Many of the threads on the site where I chat are ridiculous, stupid, infuriating, bitchy, mean, and generally worthless; however, they tend to generate some classic flame wars, so that makes them tolerable. I admit that my own contributions have often taken them in that direction. I’m not innocent in this. However, there is one thread running right now that is particularly interesting to me. The paraphrased title of the thread is, “These porn stars: Where do they all come from?” The original question centers on trying to figure out the source of all the denizens of online porn models. It looks sometimes like almost EVERYONE is a porn star, thanks to the internet and affordable technology for home use.

The original poster has a good point, of course. The internet has made everyone an expert on everything (How do you think I’ve been empowered to make myself the Dr. Phil of gay strippers?). People can simply say whatever they want, and it’s the truth… because they said so. The printed word once carried a great deal more weight than it does now (in my non-cited, unscholarly opinion). Such is the way of the world and the evolution of language/communication: Writing was once a treasure, an arduous skill possessed by only a few illuminated minds, and it went to reason that anything written was therefore precious for one reason or another. By contrast today, every ignorant ass in the galaxy knows how to record his/her stupidity for posterity. Writing simply isn’t the mysterious, permanent voice of the gods anymore. It just isn’t. (Because I said so.)

Although I know most of what everyone writes (myself included), is utter tripe, I still invest in what people have taken the time to commit to a format more permenant than the spoken word. Theorists say words are random and have no real meaning. I disagree, and in a new book called “Alphabet Juice” by Roy Blount, Jr., he explains why the words we use are connected to us at far deeper levels than simple sound associations. I’ve studied languages and writing. I love them. I can’t help finding weight in that which is written. Take this response to the thread’s question, for example:

They come from their worthless little lives with no ambition and dignity. A few hundred dollars to them is just another bag of cocaine.

The problem here is that although his opinion if full of unmitigated hatred, it’s not necessarily full of untruth. Yes, there are definitely people in adult entertainment who are on a downward spiral. And that spiral is fueled by destructive people who encourage destructive behaviors. What is not present in this response is any acknowledgement that there are also adult entertainers who do consciously contribute something valuable to the culture at large.

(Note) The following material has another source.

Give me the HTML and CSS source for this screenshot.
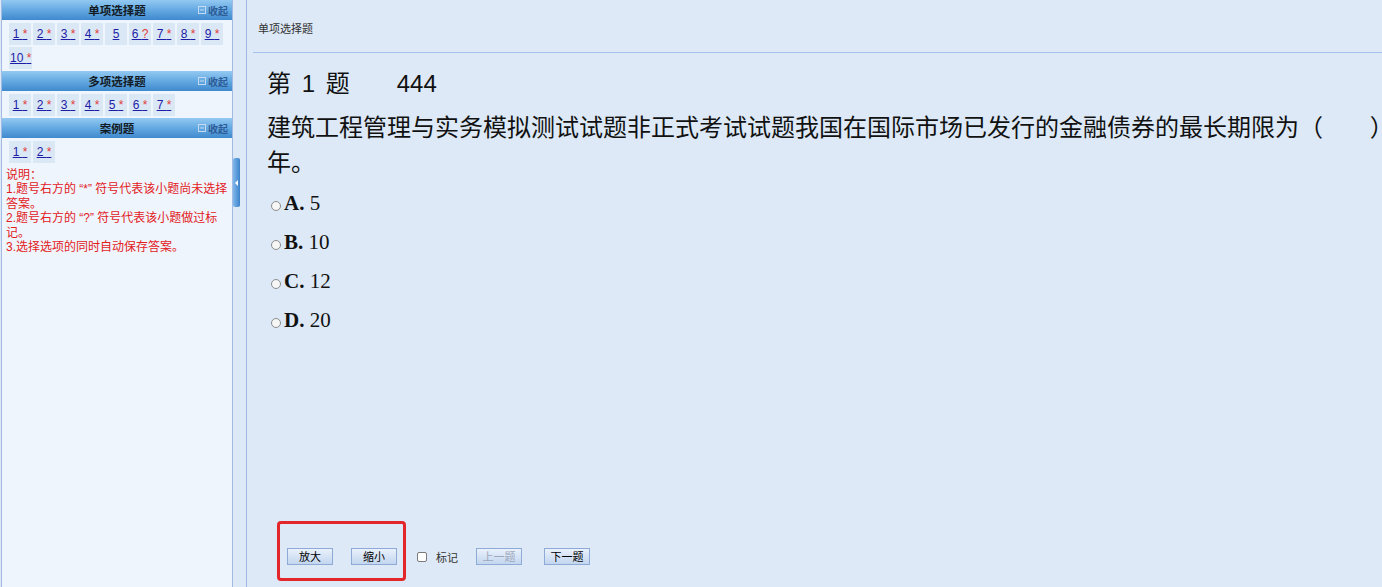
FILE: index.html
```html
<!DOCTYPE html>
<html lang="zh-CN">
<head>
<meta charset="utf-8">
<title>单项选择题</title>
<link rel="stylesheet" href="styles.css">
</head>
<body>
<div class="page">
  <aside class="sidebar">
    <section class="group">
      <div class="group-head">
        <span class="group-title">单项选择题</span>
        <span class="collapse"><svg class="collapse-icon" width="8" height="8" viewBox="0 0 8 8"><rect x="0.5" y="0.5" width="7" height="7" fill="none" stroke="#c3daf2"/><line x1="2" y1="4" x2="6" y2="4" stroke="#c3daf2"/></svg>收起</span>
      </div>
      <div class="group-body">
        <span class="cell"><a href="#">1 <em>*</em></a></span>
        <span class="cell"><a href="#">2 <em>*</em></a></span>
        <span class="cell"><a href="#">3 <em>*</em></a></span>
        <span class="cell"><a href="#">4 <em>*</em></a></span>
        <span class="cell"><a href="#">5 </a></span>
        <span class="cell"><a href="#">6 <em>?</em></a></span>
        <span class="cell"><a href="#">7 <em>*</em></a></span>
        <span class="cell"><a href="#">8 <em>*</em></a></span>
        <span class="cell"><a href="#">9 <em>*</em></a></span>
        <span class="cell"><a href="#">10 <em>*</em></a></span>
      </div>
    </section>
    <section class="group">
      <div class="group-head">
        <span class="group-title">多项选择题</span>
        <span class="collapse"><svg class="collapse-icon" width="8" height="8" viewBox="0 0 8 8"><rect x="0.5" y="0.5" width="7" height="7" fill="none" stroke="#c3daf2"/><line x1="2" y1="4" x2="6" y2="4" stroke="#c3daf2"/></svg>收起</span>
      </div>
      <div class="group-body">
        <span class="cell"><a href="#">1 <em>*</em></a></span>
        <span class="cell"><a href="#">2 <em>*</em></a></span>
        <span class="cell"><a href="#">3 <em>*</em></a></span>
        <span class="cell"><a href="#">4 <em>*</em></a></span>
        <span class="cell"><a href="#">5 <em>*</em></a></span>
        <span class="cell"><a href="#">6 <em>*</em></a></span>
        <span class="cell"><a href="#">7 <em>*</em></a></span>
      </div>
    </section>
    <section class="group">
      <div class="group-head">
        <span class="group-title">案例题</span>
        <span class="collapse"><svg class="collapse-icon" width="8" height="8" viewBox="0 0 8 8"><rect x="0.5" y="0.5" width="7" height="7" fill="none" stroke="#c3daf2"/><line x1="2" y1="4" x2="6" y2="4" stroke="#c3daf2"/></svg>收起</span>
      </div>
      <div class="group-body">
        <span class="cell"><a href="#">1 <em>*</em></a></span>
        <span class="cell"><a href="#">2 <em>*</em></a></span>
      </div>
    </section>
    <div class="notes">
      <div>说明：</div>
      <div>1.题号右方的 “*” 符号代表该小题尚未选择答案。</div>
      <div>2.题号右方的 “?” 符号代表该小题做过标记。</div>
      <div>3.选择选项的同时自动保存答案。</div>
    </div>
  </aside>
  <div class="splitter"><span class="split-btn"></span></div>
  <main class="main">
    <div class="main-head">单项选择题</div>
    <div class="content">
      <div class="q-title"><span>第 1 题</span><span class="q-score">444</span></div>
      <div class="q-text">建筑工程管理与实务模拟测试试题非正式考试试题我国在国际市场已发行的金融债券的最长期限为（&nbsp;&nbsp;&nbsp;&nbsp;&nbsp;&nbsp;&nbsp;）年。</div>
      <div class="options">
        <label class="option"><input type="radio" name="q1"><b>A.</b>&nbsp;5</label>
        <label class="option"><input type="radio" name="q1"><b>B.</b>&nbsp;10</label>
        <label class="option"><input type="radio" name="q1"><b>C.</b>&nbsp;12</label>
        <label class="option"><input type="radio" name="q1"><b>D.</b>&nbsp;20</label>
      </div>
    </div>
    <div class="toolbar">
      <button class="btn" type="button">放大</button>
      <button class="btn gap18" type="button">缩小</button>
      <label class="mark"><input type="checkbox">标记</label>
      <button class="btn gap18" type="button" disabled>上一题</button>
      <button class="btn gap22" type="button">下一题</button>
    </div>
    <div class="highlight"></div>
  </main>
</div>
</body>
</html>
```

FILE: styles.css
```css
html, body {
  margin: 0;
  padding: 0;
}

body {
  font-family: "Liberation Sans", "Noto Sans CJK SC", sans-serif;
  background: #dde9f6;
  overflow: hidden;
}

.page {
  display: flex;
  height: 587px;
}

/* ---------- sidebar ---------- */
.sidebar {
  flex: none;
  width: 230px;
  margin-left: 1px;
  border-left: 1px solid #a3bbe3;
  border-right: 1px solid #a3bbe3;
  background: #eef5fd;
}

.group-head {
  height: 20px;
  display: grid;
  grid-template-columns: 1fr auto 1fr;
  align-items: center;
  background: linear-gradient(#93c9f1, #64a9e2 50%, #3f89cd);
}

.group-title {
  grid-column: 2;
  font-family: "Noto Sans CJK SC", sans-serif;
  font-size: 11.5px;
  font-weight: bold;
  color: #121a24;
}

.collapse {
  grid-column: 3;
  justify-self: end;
  padding-right: 4px;
  display: flex;
  align-items: center;
  gap: 2px;
  font-family: "Noto Sans CJK SC", sans-serif;
  font-size: 10px;
  font-weight: bold;
  color: #2e5c97;
}

.collapse-icon {
  display: block;
}

.group-body {
  display: flex;
  flex-wrap: wrap;
  gap: 2px;
  padding: 3px 0 2px 7px;
}

.cell {
  box-sizing: border-box;
  min-width: 22px;
  height: 22px;
  padding: 0 1px;
  display: flex;
  align-items: center;
  justify-content: center;
  background: #dae7f5;
}

.cell a {
  font-size: 12px;
  color: #1d1da6;
  text-decoration: underline;
  white-space: nowrap;
}

.cell em {
  font-style: normal;
  color: #e23a3a;
}

.notes {
  margin-top: 3px;
  padding-left: 4px;
  width: 226px;
  font-size: 12px;
  line-height: 14.4px;
  color: #e3201c;
}

/* ---------- splitter ---------- */
.splitter {
  flex: none;
  width: 13px;
  border-right: 1px solid #9fb6e2;
  background: #dde9f6;
  display: flex;
  flex-direction: column;
}

.split-btn {
  margin-top: 158px;
  width: 7px;
  height: 49px;
  border-radius: 2px;
  background: linear-gradient(to right, #80b8ec, #3c82ca);
  display: flex;
  align-items: center;
  justify-content: center;
}

.split-btn::before {
  content: "";
  width: 0;
  height: 0;
  border-style: solid;
  border-width: 3px 3px 3px 0;
  border-color: transparent #ffffff transparent transparent;
}

/* ---------- main ---------- */
.main {
  flex: 1;
  min-width: 0;
  position: relative;
  display: flex;
  flex-direction: column;
  overflow: hidden;
}

.main-head {
  flex: none;
  height: 31px;
  margin-left: 6px;
  padding: 21px 0 0 5px;
  line-height: 14px;
  font-family: "Noto Sans CJK SC", sans-serif;
  font-size: 11px;
  color: #333;
  border-bottom: 1px solid #a7c0ee;
}

.content {
  padding: 13px 0 0 20px;
}

.q-title {
  font-size: 24px;
  line-height: 36px;
  color: #111;
  white-space: nowrap;
  word-spacing: 4px;
}

.q-score {
  margin-left: 47px;
}

.q-text {
  margin-top: 8px;
  width: 1140px;
  font-size: 24px;
  line-height: 35px;
  color: #111;
}

.options {
  margin-top: 4px;
}

.option {
  display: flex;
  align-items: center;
  height: 39px;
  font-family: "Liberation Serif", serif;
  font-size: 21px;
  color: #111;
}

.option input {
  appearance: none;
  -webkit-appearance: none;
  box-sizing: border-box;
  width: 10px;
  height: 10px;
  margin: 5px 3px 0 4px;
  border: 1px solid #8c8c8c;
  border-radius: 50%;
  background: #f6f6f6;
}

/* ---------- toolbar ---------- */
.toolbar {
  margin-top: auto;
  padding: 0 0 22px 40px;
  display: flex;
  align-items: center;
}

.btn {
  box-sizing: border-box;
  width: 46px;
  height: 17px;
  padding: 0;
  border: 1px solid #8eaad6;
  background: linear-gradient(#e9f1fb, #c3d6ef);
  font-family: "Noto Sans CJK SC", sans-serif;
  font-size: 11px;
  line-height: 15px;
  color: #000;
}

.btn:disabled {
  color: #9ea8ba;
}

.gap18 {
  margin-left: 18px;
}

.gap22 {
  margin-left: 22px;
}

.mark {
  margin-left: 20px;
  display: flex;
  align-items: center;
  gap: 9px;
  font-family: "Noto Sans CJK SC", sans-serif;
  font-size: 11px;
  color: #333;
}

.mark input {
  appearance: none;
  -webkit-appearance: none;
  box-sizing: border-box;
  width: 10px;
  height: 10px;
  margin: 0;
  border: 1px solid #7a7a7a;
  border-radius: 2px;
  background: #fff;
}

.highlight {
  position: absolute;
  left: 30px;
  bottom: 6px;
  width: 129px;
  height: 60px;
  box-sizing: border-box;
  border: 3px solid #e3262a;
  border-radius: 4px;
  pointer-events: none;
}
```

When I give these examples, it isn’t a plea for understanding and empathy. I intend it more as an example of why that person’s over-generalized response requires discussion. So then, here are some examples of people in the adult entertainment industry who do something good through it, or because of it:

  • Many people use adult entertainment to fund an education they otherwise couldn’t get
  • Many directors (e.g. Chi Chi LaRue) specifically address the importance of safe-sex in an attempt to keep vigilance about STD’s in the front of viewers’ minds: “Safe sex is hot sex!”
  • Several of the adult entertainers I know are involved with charities, which benefit from the presence or endorsement of the celebrity in question
  • Pornography is a form of safe sex in and of itself
  • Pornography is a tool for teaching people about sex (for better or worse), and keeps issues concerning identity, gender, and sexuality at the fore. The very “clichés” people make fun of in porn are there because there’s a demand for them. What does that say about you as a consumer?
  • Adult entertainers, whether they intend it or not, force the culture to discuss issues of sexual politics, and in their own way (intended or not) are part of the dialogue that is the struggle for LGBT equality.

And what about the more practial fact that most adult entertainers have enough work ethic to support themselves and their families through multiple jobs, rather than take unemployment or other forms of government aid? Scotty dreams of buying his finacé-to-be a nice ring, and to provide her with a home and comfort. My dancer friends with children bemoan the slow nights at the club, because (and I directly quote a beautiful man I know at Swinging Richards named Star) “I could’ve stayed at home and held my baby.” What about the fact that adult entertainers who claim their tips and pay their taxes have contributed money that is just as green as any doctor’s, lawyer’s, teacher’s, or engineer’s?

I do not intend to refute the stereotype that porn stars and strippers are drug addicted whores who are not only oblivious to their own wasted lives, but who also undermine civilization by bringing others down with them (Isn’t that what the religious Right says about homosexuals? ALL homosexuals? Even the judgemental, bitchy cunts who make hateful comments about people in their own community in an effort to ally themselves with the very Puritanical culture that rejects them?). I have no need to debate this assumption: The content of this blog, and the clarity with which I speak (even if I were the only sober adult entertainer on the planet, which I’m not) proves that, at the least, there exist exceptions to the “rule.” (Because I said so.)